In this article we will have a step-by-step demo on how to implement Azure Synapse Link for Azure SQL Database using Change Feed and load data into Azure Synapse Analytics.
What is Azure Synapse Link for Azure SQL:
⏸️ Azure Synapse Link for SQL Extract data incrementally from transactional databases and Load it directly into dedicated SQL pool in Azure Synapse Analytics in near Realtime using Change Feed.
- ➡️Source: Transactional databases (SQL Server 2022 & Azure SQL Database)
- ➡️Destination: Dedicated SQL pool in Azure Synapse Analytics
Change Feed of source database: Enabling Incremental ELT
- Change feed is a new feature—in both SQL Server 2022 and Azure SQL Database
- It enables incremental ELT or ETL.
- It supports data replication from source transactional system to Azure Synapse Analytics.
- It watches for changes and moves them to a temporary landing zone for processing into target dedicated SQL pool.
Azure Synapse Link for SQL is available for Azure SQL Database and SQL Server 2022. Now this Azure Synapse Link feature is in preview.
HOW it works? Architecture & Flow:
Architecture Components & Flow Sequence:
- Source Database: (SQL Server 2022 or Azure SQL Database)

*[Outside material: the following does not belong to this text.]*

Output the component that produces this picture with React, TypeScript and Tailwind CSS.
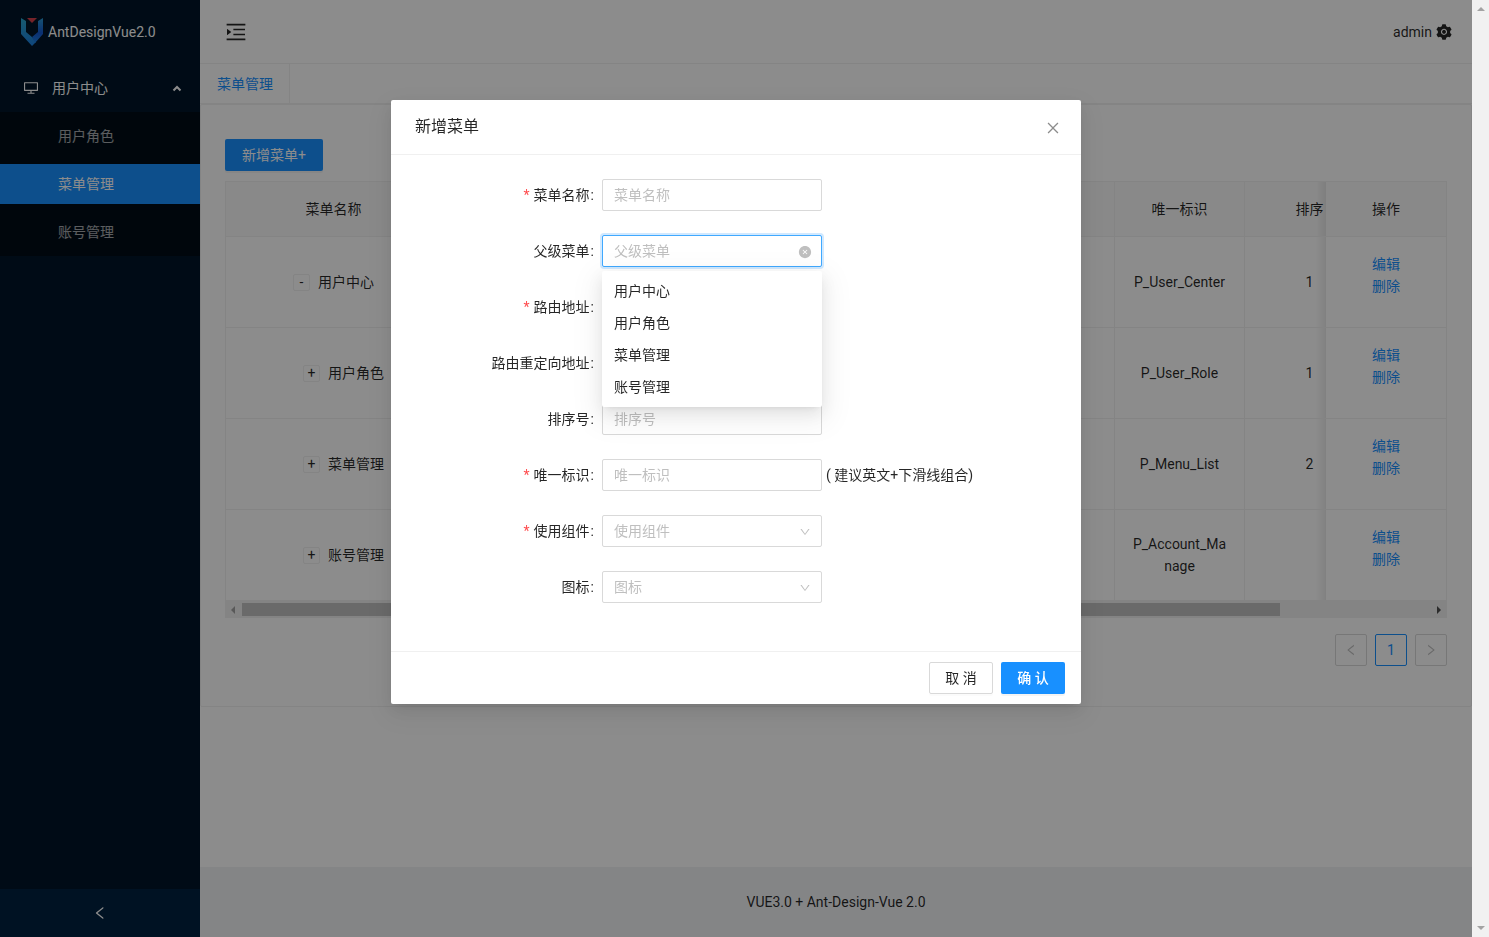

- Change Feed of source database
- Temporary Landing Zone: Azure Data Lake Storage Gen2 to to minimize impact of extracting changes from source system.
- Ingestion Service: Azure Synapse Link for SQL behind the scenes deploys a cloud-based ingestion service to move data from the landing zone into the target dedicated SQL pool.
- Azure Synapse Analytics Dedicated SQL Pool : Extracted data to be loaded into dedicated SQL pool.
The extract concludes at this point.